Make it Easier for Individuals to Access Their Own Information

In addition to providing protections for Federal information, including information about individuals, the government has certain obligations to give individuals the ability to review information about themselves that the government has collected. When members of the public seek information about themselves from government agencies, they traditionally submit signed statements to authenticate that they are legitimate requesters. However, as agencies move toward digitization, new approaches can digitally authenticate individuals requesting information. To improve the public’s ability to request and access information about themselves, the Administration will explore new authentication tools to enhance protection of individual privacy while providing individuals with information about themselves. An interagency team including the Office of Management and Budget, the General Services Administration, and the National Institute of Standards and Technology in the Department of Commerce will work to develop new authentication tools to protect individual privacy and ensure that personal records go only to the intended recipients.

Responsible Institutions: Office of Management and Budget and General Services Administration

Supporting Institutions: Privacy advocates and the public

Start Date: Not Specified  End Date: Not Specified

Commitment Aim

This commitment sought to streamline authentication processes across government websites, increase security, and make it easier for individuals to acquire government-held information on themselves.
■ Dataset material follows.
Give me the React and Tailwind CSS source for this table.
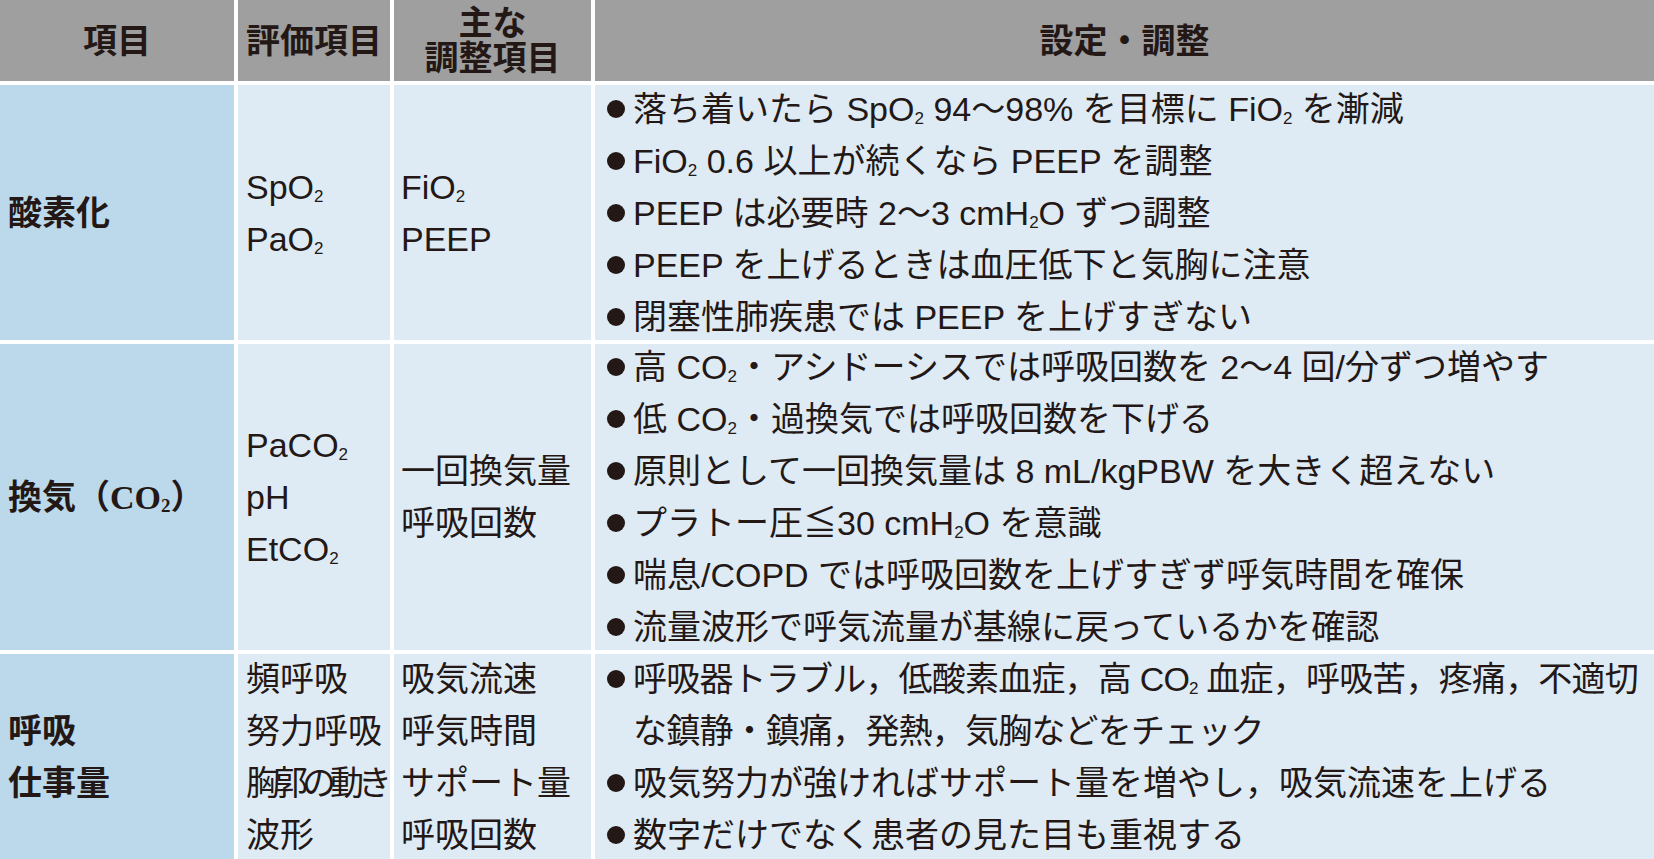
import React from "react";

// 下付きの「2」
const Sub = ({ serif }) => (
  <span
    className={
      serif
        ? "relative top-[3px] font-['Liberation_Serif'] text-[19px] leading-none font-bold"
        : "relative top-[3px] text-[17px] leading-none"
    }
  >
    2
  </span>
);

const Item = ({ children, lines = 1, className = "" }) => (
  <li className={"flex overflow-visible " + (lines === 2 ? "h-[104px]" : "h-[52px]")}>
    <span className="flex h-[52px] w-[38px] shrink-0 items-center pl-[12px]">
      <span className="h-[18px] w-[18px] rounded-full bg-[#231815]" />
    </span>
    <span className={"whitespace-nowrap " + className}>{children}</span>
  </li>
);

const Line = ({ children, className = "" }) => (
  <div className={"h-[52px] whitespace-nowrap " + className}>{children}</div>
);

const headCell = "flex items-center justify-center bg-[#9f9f9f] font-bold";
const firstCell = "flex items-center bg-[#bcd9eb] pl-[8px] font-bold";
const cell = "flex items-center bg-[#deebf5]";

const App = () => {
  return (
    <div className="h-[859px] w-[1654px] overflow-hidden bg-white font-['Liberation_Sans','Noto_Sans_CJK_JP',sans-serif] text-[34px] leading-[52px] text-[#231815]">
      <div className="grid grid-cols-[234px_152px_197px_1fr] grid-rows-[81px_255px_306px_205px] gap-x-[4px] gap-y-[4px]">
        {/* 見出し */}
        <div className={headCell}>項目</div>
        <div className={headCell}>評価項目</div>
        <div className={headCell + " flex-col leading-[35px]"}>
          <span>主な</span>
          <span>調整項目</span>
        </div>
        <div className={headCell}>設定・調整</div>

        {/* 酸素化 */}
        <div className={firstCell}>酸素化</div>
        <div className={cell + " pl-[8px]"}>
          <div>
            <Line>
              SpO<Sub />
            </Line>
            <Line>
              PaO<Sub />
            </Line>
          </div>
        </div>
        <div className={cell + " pl-[7px]"}>
          <div>
            <Line>
              FiO<Sub />
            </Line>
            <Line>PEEP</Line>
          </div>
        </div>
        <div className={cell}>
          <ul>
            <Item>
              落ち着いたら SpO<Sub /> 94〜98% を目標に FiO<Sub /> を漸減
            </Item>
            <Item>
              FiO<Sub /> 0.6 以上が続くなら PEEP を調整
            </Item>
            <Item>
              PEEP は必要時 2〜3 cmH<Sub />O ずつ調整
            </Item>
            <Item>PEEP を上げるときは血圧低下と気胸に注意</Item>
            <Item>閉塞性肺疾患では PEEP を上げすぎない</Item>
          </ul>
        </div>

        {/* 換気 */}
        <div className={firstCell}>
          <Line>
            換気（
            <span className="font-['Liberation_Serif'] font-bold">CO</span>
            <Sub serif />）
          </Line>
        </div>
        <div className={cell + " pl-[8px]"}>
          <div>
            <Line>
              PaCO<Sub />
            </Line>
            <Line>pH</Line>
            <Line>
              EtCO<Sub />
            </Line>
          </div>
        </div>
        <div className={cell + " pl-[7px]"}>
          <div>
            <Line>一回換気量</Line>
            <Line>呼吸回数</Line>
          </div>
        </div>
        <div className={cell}>
          <ul>
            <Item>
              高 CO<Sub />・アシドーシスでは呼吸回数を 2〜4 回/分ずつ増やす
            </Item>
            <Item>
              低 CO<Sub />・過換気では呼吸回数を下げる
            </Item>
            <Item>原則として一回換気量は 8 mL/kgPBW を大きく超えない</Item>
            <Item>
              プラトー圧≦30 cmH<Sub />O を意識
            </Item>
            <Item>喘息/COPD では呼吸回数を上げすぎず呼気時間を確保</Item>
            <Item>流量波形で呼気流量が基線に戻っているかを確認</Item>
          </ul>
        </div>

        {/* 呼吸仕事量 */}
        <div className={firstCell}>
          <div>
            <Line>呼吸</Line>
            <Line>仕事量</Line>
          </div>
        </div>
        <div className={cell + " pl-[8px]"}>
          <div>
            <Line>頻呼吸</Line>
            <Line>努力呼吸</Line>
            <Line className="tracking-[-6px]">胸郭の動き</Line>
            <Line>波形</Line>
          </div>
        </div>
        <div className={cell + " pl-[7px]"}>
          <div>
            <Line>吸気流速</Line>
            <Line>呼気時間</Line>
            <Line>サポート量</Line>
            <Line>呼吸回数</Line>
          </div>
        </div>
        <div className={cell}>
          <ul>
            <Item lines={2} className="tracking-[-0.8px]">
              <div className="h-[52px]">
                呼吸器トラブル，低酸素血症，高 CO<Sub /> 血症，呼吸苦，疼痛，不適切
              </div>
              <div className="h-[52px]">な鎮静・鎮痛，発熱，気胸などをチェック</div>
            </Item>
            <Item>吸気努力が強ければサポート量を増やし，吸気流速を上げる</Item>
            <Item>数字だけでなく患者の見た目も重視する</Item>
          </ul>
        </div>
      </div>
    </div>
  );
};

export default App;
It aimed to digitize identity authentication tools that act as a secure single window for interacting with the government.

Status

Midterm: Not Started

The government had not started this commitment at midterm, due to a lack of funding. Pending a funding source, the government indicated that initial work on this commitment would begin in fall 2016. [91]

End of Term: Not Started

At the end of term, the IRM researcher could not verify any additional progress on this commitment with publicly available information. The IRM researcher reached out to the government on multiple occasions but was unable to communicate directly with the officials in charge of implementing this commitment. [92]

Did It Open Government?

Access to Information: Did Not Change

This commitment did not open government, due to the lack of progress made.

Carried Forward?

The US government had not published its fourth national action plan at the time of writing. The government should nevertheless aim to make progress on this commitment in light of the numerous challenges that individuals face in accessing government-held information about themselves. The challenges can specifically be attributed to the wide range of identity authentication systems that government agencies employ. The government could also strive to ensure that users can not only access but also correct their personal information online.
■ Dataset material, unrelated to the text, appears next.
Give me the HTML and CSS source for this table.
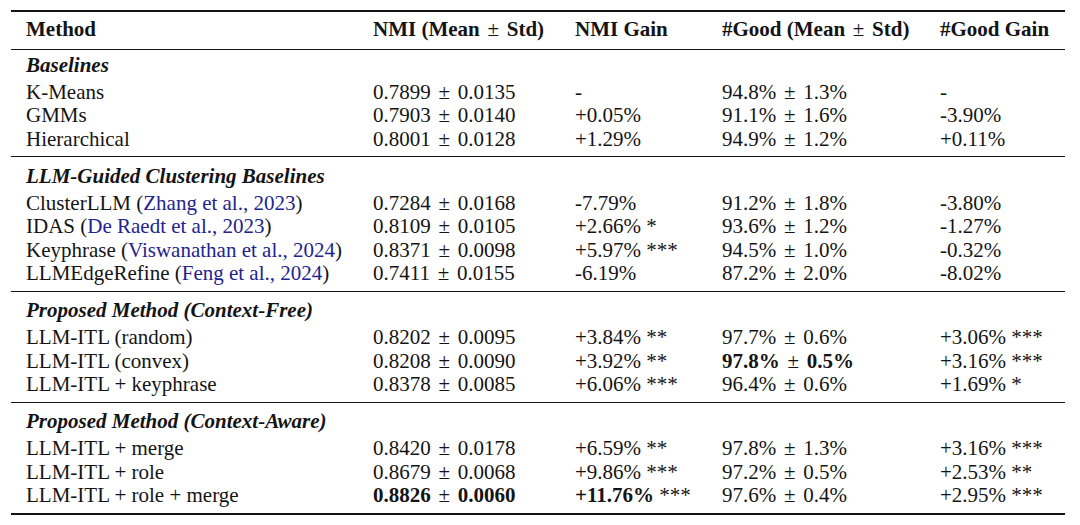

[91] United States of America, Midterm Self-Assessment Report for the Open Government Partnership: Third Open Government National Action Plan, 2015-2017, September 2016, 8, https://www.opengovpartnership.org/sites/default/files/USA_NAP3_self-assessment-report_20160916.pdf, consulted 2 October 2017.
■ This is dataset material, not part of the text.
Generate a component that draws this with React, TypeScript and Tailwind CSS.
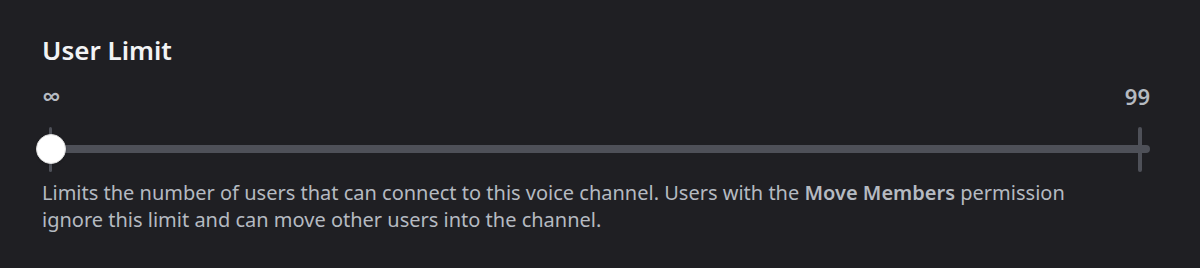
import React from "react";

const font = { fontFamily: '"Noto Sans", "Open Sans", sans-serif' };

const UserLimit = () => {
  return (
    <div className="w-[1200px] h-[268px] bg-[#1f1f23] pl-[42px] pt-[34px]" style={font}>
      <h2 className="text-[26px] leading-[32px] font-semibold text-[#f2f3f5]">User Limit</h2>

      <div className="w-[1108px] mt-[20px]">
        <div className="flex justify-between items-center h-[20px] text-[#b5bac1]">
          <span className="text-[26px] leading-[20px] font-semibold">∞</span>
          <span className="text-[22px] leading-[20px] font-semibold">99</span>
        </div>

        <div className="relative h-[45px] mt-[21px]">
          <div className="absolute inset-x-0 top-[18px] h-[8px] rounded-full bg-[#4e5058]" />
          <div className="flex h-full justify-between pl-[7px] pr-[8px]">
            <div className="w-[3px] h-full rounded-full bg-[#4e5058]" />
            <div className="w-[4px] h-full rounded-full bg-[#4e5058]" />
          </div>
          <div className="absolute left-[-6px] top-[7px] w-[30px] h-[30px] rounded-full bg-white border border-[#dcdcdc] shadow" />
        </div>
      </div>

      <p className="mt-[7px] w-[1040px] text-[20px] leading-[27px] text-[#b5bac1]">
        Limits the number of users that can connect to this voice channel. Users with the{" "}
        <span className="font-semibold">Move Members</span> permission ignore this limit and can move other users into the channel.
      </p>
    </div>
  );
};

export default function App() {
  return <UserLimit />;
}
[92] The IRM researcher attempted to obtain a list of potential interviewees from the government’s OGP point of contact (POC) on several distinct occasions during the drafting of this report, beginning in September 2017. In emails sent on 10 October and 24 October 2017, the IRM researcher explicitly requested that the POC make available a list of potential government interviewees to whom the researcher could speak regarding progress made on various commitments contained in the action plan. On 9 November 2017, the IRM researcher spoke via phone with the government POC and reiterated the earlier request for access to a list of potential interviewees. The IRM researcher followed up with an email to the government POC on that same day, reiterating the request for a list of interviewees, to which the POC had been receptive during the preceding phone call. The IRM researcher received no subsequent response from the government POC. Copies of the three emails referenced above are available upon request.